Frank A. Lowry for respondent.
(1) Only final judgments are appealable. Thurman v. Smith, 39 S.W.2d 336; Cox v. Schaab Stove Co., 58 S.W.2d 700; Chitwood v. Jones, 45 S.W.2d 893. (2) A judgment which does not settle the rights of the parties or determine the merits of the controversy is not appealable. Boden v. Johnson, 23 S.W.2d 186. (3) A final judgment decides all issues. Ray v. Christian Brothers College, 93 S.W.2d 1030. (4) One cannot acquiesce in or accept an order and at the same time appeal therefrom. Winsor v. Schaeffer, 34 S.W.2d 989. (5) Rulings on motions are not appealable in the absence of statute. Meyers v. Faris, 87 S.W.2d 455. (6) An order sustaining a motion to strike an answer and a later ruling refusing to set aside such order is not appealable as a final judgment. Concrete Engineering Co. v. Plaza Royal Amusement Co., 24 S.W.2d 1031.
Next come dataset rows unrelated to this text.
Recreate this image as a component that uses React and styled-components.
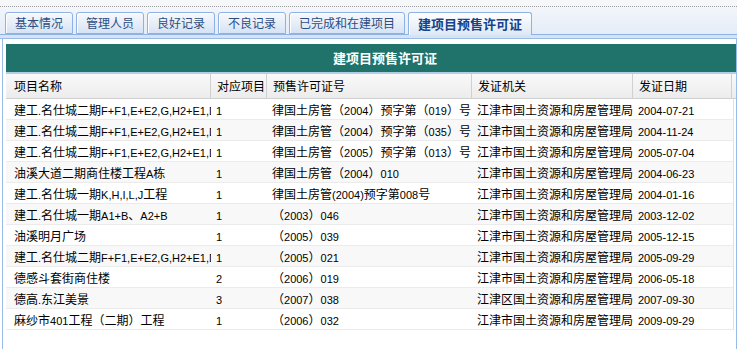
import React from "react";
import styled, { createGlobalStyle } from "styled-components";

const GlobalStyle = createGlobalStyle`
  body {
    margin: 0;
    background: #ffffff;
    font-family: "Noto Sans CJK SC", "Liberation Sans", sans-serif;
    font-size: 12px;
    color: #000;
  }
`;

const TopGap = styled.div`
  height: 6px;
  background: #f6f7f9;
  border-bottom: 1px dotted #9c9c9c;
`;

const TabStrip = styled.div`
  background: linear-gradient(#f3f6fb, #e4ecf7);
  padding: 5px 0 0 5px;
  display: flex;
  align-items: flex-end;
  gap: 3px;
  border-bottom: 1px solid #8db2e3;
`;

const Tab = styled.div`
  height: ${(p) => (p.$active ? "22px" : "20px")};
  margin-bottom: ${(p) => (p.$active ? "-1px" : "0")};
  line-height: ${(p) => (p.$active ? "21px" : "20px")};
  padding: 0 9px;
  border: 1px solid #8db2e3;
  border-bottom: ${(p) => (p.$active ? "none" : "1px solid #8db2e3")};
  border-radius: 3px 3px 0 0;
  white-space: nowrap;
  font-size: ${(p) => (p.$active ? "13px" : "12px")};
  font-weight: ${(p) => (p.$active ? "bold" : "normal")};
  color: ${(p) => (p.$active ? "#15428b" : "#2d4d82")};
  background: ${(p) =>
    p.$active
      ? "linear-gradient(#ffffff, #dde8f6)"
      : "linear-gradient(#f7f9fd, #d6e3f4)"};
  box-shadow: inset 1px 1px 0 #ffffff;
`;

const StripFoot = styled.div`
  height: 3px;
  background: #d6e3f4;
  border-bottom: 1px solid #99bbe8;
`;

const Panel = styled.div`
  margin-left: 2px;
  border-left: 1px solid #99bbe8;
  border-right: 1px solid #99bbe8;
  padding: 5px 0 30px 3px;
  background: #ffffff;
`;

const TitleBar = styled.div`
  height: 28px;
  line-height: 28px;
  background: #1f736b;
  color: #ffffff;
  font-size: 13px;
  font-weight: bold;
  text-align: center;
  padding-left: 28px;
  border-bottom: 2px solid #b4cde6;
`;

const COLS = "205px 56px 205px 161px 99px";

const HeadRow = styled.div`
  display: grid;
  grid-template-columns: ${COLS} 1fr;
  height: 24px;
  background: linear-gradient(#f9f9f9, #ececec);
  border-bottom: 1px solid #d0d0d0;
`;

const HeadCell = styled.div`
  line-height: 24px;
  padding-left: ${(p) => (p.$first ? "8px" : "6px")};
  border-right: ${(p) => (p.$filler ? "none" : "1px solid #d0d0d0")};
  white-space: nowrap;
  overflow: hidden;
`;

const Row = styled.div`
  display: grid;
  grid-template-columns: ${COLS};
  width: 727px;
  height: 20px;
  box-sizing: content-box;
  border-bottom: 1px solid #ebebeb;
  border-right: 1px solid #e2e2e2;
  background: ${(p) => (p.$alt ? "#f8f8f8" : "#ffffff")};
`;

const Cell = styled.div`
  line-height: 21px;
  padding-left: ${(p) => (p.$first ? "8px" : "5px")};
  white-space: nowrap;
  overflow: hidden;
`;

// latin runs are set smaller in Arial metrics, like the old page did
const Latin = styled.span`
  font-family: "Liberation Sans", Arial, sans-serif;
  font-size: 11px;
`;

const mixed = (text) =>
  text.split(/([\u0000-\u00ff]+)/).map((part, i) =>
    /^[\u0000-\u00ff]+$/.test(part) ? <Latin key={i}>{part}</Latin> : part
  );

const heads = ["项目名称", "对应项目", "预售许可证号", "发证机关", "发证日期"];

const SJ = "江津市国土资源和房屋管理局";
const MSC = "建工.名仕城二期F+F1,E+E2,G,H2+E1,D";

const rows = [
  [MSC, "1", "律国土房管（2004）预字第（019）号", SJ, "2004-07-21"],
  [MSC, "1", "律国土房管（2004）预字第（035）号", SJ, "2004-11-24"],
  [MSC, "1", "律国土房管（2005）预字第（013）号", SJ, "2005-07-04"],
  ["油溪大道二期商住楼工程A栋", "1", "律国土房管（2004）010", SJ, "2004-06-23"],
  ["建工.名仕城一期K,H,I,L,J工程", "1", "律国土房管(2004)预字第008号", SJ, "2004-01-16"],
  ["建工.名仕城一期A1+B、A2+B", "1", "（2003）046", SJ, "2003-12-02"],
  ["油溪明月广场", "1", "（2005）039", SJ, "2005-12-15"],
  [MSC, "1", "（2005）021", SJ, "2005-09-29"],
  ["德感斗套街商住楼", "2", "（2006）019", SJ, "2006-05-18"],
  ["德高.东江美景", "3", "（2007）038", "江津区国土资源和房屋管理局", "2007-09-30"],
  ["麻纱市401工程（二期）工程", "1", "（2006）032", SJ, "2009-09-29"],
];

const tabs = ["基本情况", "管理人员", "良好记录", "不良记录", "已完成和在建项目", "建项目预售许可证"];

export default function App() {
  return (
    <>
      <GlobalStyle />
      <TopGap />
      <TabStrip>
        {tabs.map((t, i) => (
          <Tab key={t} $active={i === tabs.length - 1}>
            {t}
          </Tab>
        ))}
      </TabStrip>
      <StripFoot />
      <Panel>
        <TitleBar>建项目预售许可证</TitleBar>
        <HeadRow>
          {heads.map((h, i) => (
            <HeadCell key={h} $first={i === 0}>
              {h}
            </HeadCell>
          ))}
          <HeadCell $filler />
        </HeadRow>
        {rows.map((r, idx) => (
          <Row key={idx} $alt={idx % 2 === 1}>
            {r.map((c, i) => (
              <Cell key={i} $first={i === 0}>
                {mixed(c)}
              </Cell>
            ))}
          </Row>
        ))}
      </Panel>
    </>
  );
}
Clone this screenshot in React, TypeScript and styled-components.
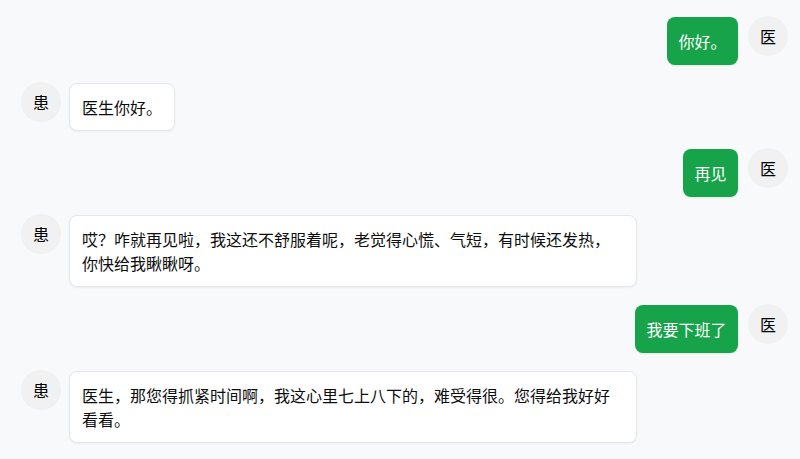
import styled, { createGlobalStyle } from "styled-components";

const GlobalStyle = createGlobalStyle`
  html, body {
    margin: 0;
    padding: 0;
    background: #f8f9fb;
  }
  body {
    font-family: "Noto Sans CJK SC", "Noto Sans", sans-serif;
  }
`;

const ChatRoot = styled.div`
  width: 800px;
  height: 459px;
  box-sizing: border-box;
  padding: 16px 12px 0 21px;
  display: flex;
  flex-direction: column;
  gap: 17px;
  overflow: hidden;
  background: #f8f9fb;
`;

const MessageRow = styled.div<{ $mine: boolean }>`
  display: flex;
  flex-direction: ${(p) => (p.$mine ? "row-reverse" : "row")};
  align-items: flex-start;
  gap: ${(p) => (p.$mine ? "10px" : "8px")};
`;

const Avatar = styled.div`
  flex: none;
  width: 40px;
  height: 40px;
  border-radius: 50%;
  background: #f1f1f2;
  color: #000;
  display: flex;
  align-items: center;
  justify-content: center;
  font-size: 16px;
`;

const Bubble = styled.div<{ $mine: boolean }>`
  margin-top: 1px;
  max-width: 542px;
  padding: ${(p) => (p.$mine ? "12px 11.5px" : "11px 12px")};
  border-radius: 8px;
  font-size: 16px;
  line-height: 24px;
  border: ${(p) => (p.$mine ? "none" : "1px solid #e6e7ea")};
  background: ${(p) => (p.$mine ? "#16a34a" : "#ffffff")};
  color: ${(p) => (p.$mine ? "#ffffff" : "#0d0d0d")};
  box-shadow: ${(p) => (p.$mine ? "0 1px 2px rgba(0,0,0,0.08)" : "0 1px 2px rgba(0,0,0,0.05)")};
`;

const messages = [
  { mine: true, text: "你好。" },
  { mine: false, text: "医生你好。" },
  { mine: true, text: "再见" },
  {
    mine: false,
    text: "哎？咋就再见啦，我这还不舒服着呢，老觉得心慌、气短，有时候还发热，你快给我瞅瞅呀。",
  },
  { mine: true, text: "我要下班了" },
  {
    mine: false,
    text: "医生，那您得抓紧时间啊，我这心里七上八下的，难受得很。您得给我好好看看。",
  },
];

export default function App() {
  return (
    <>
      <GlobalStyle />
      <ChatRoot>
        {messages.map((m, i) => (
          <MessageRow key={i} $mine={m.mine}>
            <Avatar>{m.mine ? "医" : "患"}</Avatar>
            <Bubble $mine={m.mine}>{m.text}</Bubble>
          </MessageRow>
        ))}
      </ChatRoot>
    </>
  );
}
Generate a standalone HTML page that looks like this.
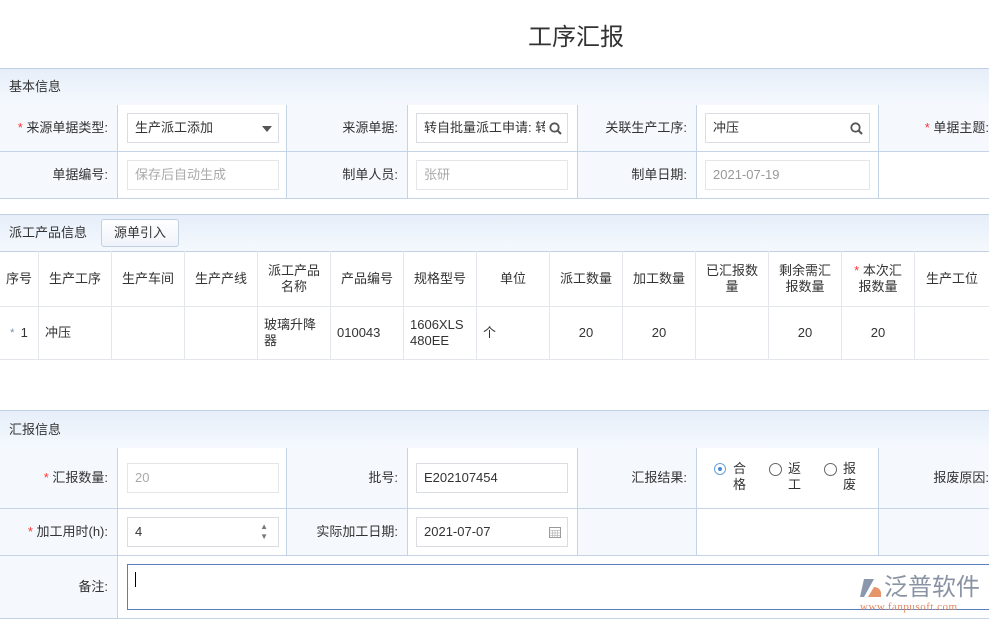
<!DOCTYPE html>
<html><head><meta charset="utf-8"><style>
*{margin:0;padding:0;box-sizing:border-box}
body{width:989px;height:623px;overflow:hidden;background:#fff;font-family:"Liberation Sans","Noto Sans CJK SC",sans-serif;font-size:13px;color:#333;position:relative}
.a{position:absolute}
.hd{position:absolute;left:0;width:989px;background:linear-gradient(#e6eef9,#f5f9fe);border-top:1px solid #c2d0e4;border-bottom:1px solid #c2d0e4;padding-left:9px;color:#333}
.lb{position:absolute;background:#f5f9fe;border-right:1px solid #c5d3e6;border-bottom:1px solid #c5d3e6;text-align:right;padding-right:9px;color:#333}
.vl{position:absolute;background:#fff;border-right:1px solid #c5d3e6;border-bottom:1px solid #c5d3e6}
.in{position:absolute;border:1px solid #d9dde2;background:#fff;height:30px;line-height:28px;padding-left:7px;color:#333;font-size:13px;overflow:hidden;white-space:nowrap}
.ph{color:#aaa}
.s{color:#f33}
.th,.td{position:absolute;border-right:1px solid #e3e6ea;border-bottom:1px solid #e3e6ea;display:flex;align-items:center;justify-content:center;text-align:center;line-height:16px;font-size:13px}
</style></head><body>
<div class="a" style="left:0;top:17px;width:1152px;text-align:center;font-size:24px;color:#333">工序汇报</div>

<div class="hd" style="top:68px;height:38px;line-height:36px">基本信息</div>
<div class="lb" style="left:0;top:105px;width:118px;height:47px;line-height:46px"><span class="s">* </span>来源单据类型:</div>
<div class="vl" style="left:118px;top:105px;width:169px;height:47px"></div>
<div class="in" style="left:127px;top:113px;width:152px">生产派工添加<span class="a" style="right:6px;top:12px;border-left:5px solid transparent;border-right:5px solid transparent;border-top:6px solid #555"></span></div>
<div class="lb" style="left:287px;top:105px;width:121px;height:47px;line-height:46px">来源单据:</div>
<div class="vl" style="left:408px;top:105px;width:170px;height:47px"></div>
<div class="in" style="left:416px;top:113px;width:152px;padding-right:22px">转自批量派工申请: 转<span class="a" style="right:0;top:0;width:22px;height:28px;background:#fff"></span></div>
<svg class="a" style="left:549px;top:122px" width="13" height="13" viewBox="0 0 13 13"><circle cx="5.5" cy="5.5" r="4.2" fill="none" stroke="#555" stroke-width="1.8"/><path d="M8.5 8.5L12 12" stroke="#555" stroke-width="2"/></svg>
<div class="lb" style="left:578px;top:105px;width:119px;height:47px;line-height:46px">关联生产工序:</div>
<div class="vl" style="left:697px;top:105px;width:182px;height:47px"></div>
<div class="in" style="left:705px;top:113px;width:165px">冲压<svg class="a" style="right:6px;top:8px" width="13" height="13" viewBox="0 0 13 13"><circle cx="5.5" cy="5.5" r="4.2" fill="none" stroke="#555" stroke-width="1.8"/><path d="M8.5 8.5L12 12" stroke="#555" stroke-width="2"/></svg></div>
<div class="lb" style="left:879px;top:105px;width:110px;height:47px;line-height:46px;border-right:0;padding-right:0"><span class="s">* </span>单据主题:</div>

<div class="lb" style="left:0;top:152px;width:118px;height:47px;line-height:46px">单据编号:</div>
<div class="vl" style="left:118px;top:152px;width:169px;height:47px"></div>
<div class="in ph" style="left:127px;top:160px;width:152px;background:#fff;border-color:#e4e6e9">保存后自动生成</div>
<div class="lb" style="left:287px;top:152px;width:121px;height:47px;line-height:46px">制单人员:</div>
<div class="vl" style="left:408px;top:152px;width:170px;height:47px"></div>
<div class="in ph" style="left:416px;top:160px;width:152px;border-color:#e4e6e9">张研</div>
<div class="lb" style="left:578px;top:152px;width:119px;height:47px;line-height:46px">制单日期:</div>
<div class="vl" style="left:697px;top:152px;width:182px;height:47px"></div>
<div class="in ph" style="left:705px;top:160px;width:165px;border-color:#e4e6e9;color:#999">2021-07-19</div>
<div class="vl" style="left:879px;top:152px;width:110px;height:47px;border-right:0;background:#fff"></div>

<div class="hd" style="top:214px;height:38px;line-height:36px">派工产品信息<span class="a" style="left:101px;top:4px;width:78px;height:28px;border:1px solid #c2d0e4;border-radius:3px;background:linear-gradient(#fff,#eef3fa);text-align:center;line-height:26px">源单引入</span></div>

<div class="th" style="left:0;top:251px;width:39px;height:56px">序号</div>
<div class="th" style="left:39px;top:251px;width:73px;height:56px">生产工序</div>
<div class="th" style="left:112px;top:251px;width:73px;height:56px">生产车间</div>
<div class="th" style="left:185px;top:251px;width:73px;height:56px">生产产线</div>
<div class="th" style="left:258px;top:251px;width:73px;height:56px">派工产品<br>名称</div>
<div class="th" style="left:331px;top:251px;width:73px;height:56px">产品编号</div>
<div class="th" style="left:404px;top:251px;width:73px;height:56px">规格型号</div>
<div class="th" style="left:477px;top:251px;width:73px;height:56px">单位</div>
<div class="th" style="left:550px;top:251px;width:73px;height:56px">派工数量</div>
<div class="th" style="left:623px;top:251px;width:73px;height:56px">加工数量</div>
<div class="th" style="left:696px;top:251px;width:73px;height:56px;align-items:flex-start;padding-top:12px">已汇报数<br>量</div>
<div class="th" style="left:769px;top:251px;width:73px;height:56px">剩余需汇<br>报数量</div>
<div class="th" style="left:842px;top:251px;width:73px;height:56px"><span><span class="s">* </span>本次汇<br>报数量</span></div>
<div class="th" style="left:915px;top:251px;width:74px;height:56px;border-right:0">生产工位</div>

<div class="td" style="left:0;top:307px;width:39px;height:53px"><span style="color:#7a8cb0;font-size:11px">*&nbsp;&nbsp;</span>1</div>
<div class="td" style="left:39px;top:307px;width:73px;height:53px;justify-content:flex-start;padding-left:6px">冲压</div>
<div class="td" style="left:112px;top:307px;width:73px;height:53px"></div>
<div class="td" style="left:185px;top:307px;width:73px;height:53px"></div>
<div class="td" style="left:258px;top:307px;width:73px;height:53px;justify-content:flex-start;text-align:left;padding-left:6px">玻璃升降<br>器</div>
<div class="td" style="left:331px;top:307px;width:73px;height:53px;justify-content:flex-start;padding-left:6px">010043</div>
<div class="td" style="left:404px;top:307px;width:73px;height:53px;justify-content:flex-start;text-align:left;padding-left:6px">1606XLS<br>480EE</div>
<div class="td" style="left:477px;top:307px;width:73px;height:53px;justify-content:flex-start;padding-left:6px">个</div>
<div class="td" style="left:550px;top:307px;width:73px;height:53px">20</div>
<div class="td" style="left:623px;top:307px;width:73px;height:53px">20</div>
<div class="td" style="left:696px;top:307px;width:73px;height:53px"></div>
<div class="td" style="left:769px;top:307px;width:73px;height:53px">20</div>
<div class="td" style="left:842px;top:307px;width:73px;height:53px">20</div>
<div class="td" style="left:915px;top:307px;width:74px;height:53px;border-right:0"></div>

<div class="hd" style="top:410px;height:39px;line-height:37px">汇报信息</div>
<div class="lb" style="left:0;top:448px;width:118px;height:61px;line-height:60px"><span class="s">* </span>汇报数量:</div>
<div class="vl" style="left:118px;top:448px;width:169px;height:61px"></div>
<div class="in ph" style="left:127px;top:463px;width:152px;border-color:#e4e6e9">20</div>
<div class="lb" style="left:287px;top:448px;width:121px;height:61px;line-height:60px">批号:</div>
<div class="vl" style="left:408px;top:448px;width:170px;height:61px"></div>
<div class="in" style="left:416px;top:463px;width:152px">E202107454</div>
<div class="lb" style="left:578px;top:448px;width:119px;height:61px;line-height:60px">汇报结果:</div>
<div class="vl" style="left:697px;top:448px;width:182px;height:61px"></div>
<div class="a" style="left:714px;top:463px;width:12px;height:12px;border:1px solid #6aa0d8;border-radius:50%"><div class="a" style="left:3px;top:3px;width:4px;height:4px;border-radius:50%;background:#4a8ad0"></div></div>
<div class="a" style="left:733px;top:461px;width:14px;line-height:16px">合格</div>
<div class="a" style="left:769px;top:463px;width:13px;height:13px;border:1px solid #666;border-radius:50%"></div>
<div class="a" style="left:788px;top:461px;width:14px;line-height:16px">返工</div>
<div class="a" style="left:824px;top:463px;width:13px;height:13px;border:1px solid #666;border-radius:50%"></div>
<div class="a" style="left:843px;top:461px;width:14px;line-height:16px">报废</div>
<div class="lb" style="left:879px;top:448px;width:110px;height:61px;line-height:60px;border-right:0;padding-right:0">报废原因:</div>

<div class="lb" style="left:0;top:509px;width:118px;height:47px;line-height:46px"><span class="s">* </span>加工用时(h):</div>
<div class="vl" style="left:118px;top:509px;width:169px;height:47px"></div>
<div class="in" style="left:127px;top:517px;width:152px">4<span class="a" style="right:10px;top:4px;color:#777;font-size:8px;line-height:10px">▲<br>▼</span></div>
<div class="lb" style="left:287px;top:509px;width:121px;height:47px;line-height:46px">实际加工日期:</div>
<div class="vl" style="left:408px;top:509px;width:170px;height:47px"></div>
<div class="in" style="left:416px;top:517px;width:152px">2021-07-07<svg class="a" style="right:6px;top:8px" width="12" height="12" viewBox="0 0 12 12"><rect x="0.5" y="1.5" width="11" height="10" fill="none" stroke="#999"/><path d="M0.5 4.5h11M0.5 7h11M0.5 9.5h11M3.5 4.5v7M6 4.5v7M8.5 4.5v7" stroke="#bbb" stroke-width="0.8"/></svg></div>
<div class="lb" style="left:578px;top:509px;width:119px;height:47px"></div>
<div class="vl" style="left:697px;top:509px;width:182px;height:47px"></div>
<div class="lb" style="left:879px;top:509px;width:110px;height:47px;border-right:0"></div>

<div class="lb" style="left:0;top:556px;width:118px;height:63px;line-height:62px">备注:</div>
<div class="vl" style="left:118px;top:556px;width:871px;height:63px;border-right:0"></div>
<div class="a" style="left:127px;top:564px;width:870px;height:46px;border:1px solid #5a7fbf;background:#fff"><div class="a" style="left:7px;top:7px;width:1px;height:15px;background:#000"></div></div>

<svg class="a" style="left:858px;top:577px" width="26" height="22" viewBox="0 0 26 22"><path d="M6 2h10l-10 18H2z" fill="#8a97ad"/><path d="M10 20l6-10c4 0 7 3 7 6v4z" fill="#e6946a"/></svg>
<div class="a" style="left:884px;top:573px;font-size:24px;color:#8a93a3;line-height:30px">泛普软件</div>
<div class="a" style="left:860px;top:601px;font-size:11px;color:#e08860;font-family:'Liberation Serif',serif;letter-spacing:0.5px;line-height:12px">www.fanpusoft.com</div>
</body></html>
This case originated in a Justice of the Peace Court in Cape Girardeau County, on April 27, 1935.
The suit was one in replevin for possession of a certain described Plymouth sedan alleged to be of the value of $ 25 and judgment was asked for its possession, together with $ 64.20 damages.
The statement and affidavit filed by plaintiff was patterned after the form prescribed by Section 2550, Revised Statutes of Missouri, 1929 (Mo. Stat. Ann., sec. 2550, p. 2546) and was made on a printed blank with certain parts written in with pen and ink, with the ludicrous result that the plaintiff, an Illinois corporation, was referred to as being of the masculine gender by the use of the words "he," and "his," in referring to plaintiff and to plaintiff's alleged ownership of the Plymouth sedan.
The affidavit, required by Section 2549, Revised Statutes of Missouri, 1929, to verify the statement, was unsigned.
The justice issued an order of delivery and summons and delivered it to the constable.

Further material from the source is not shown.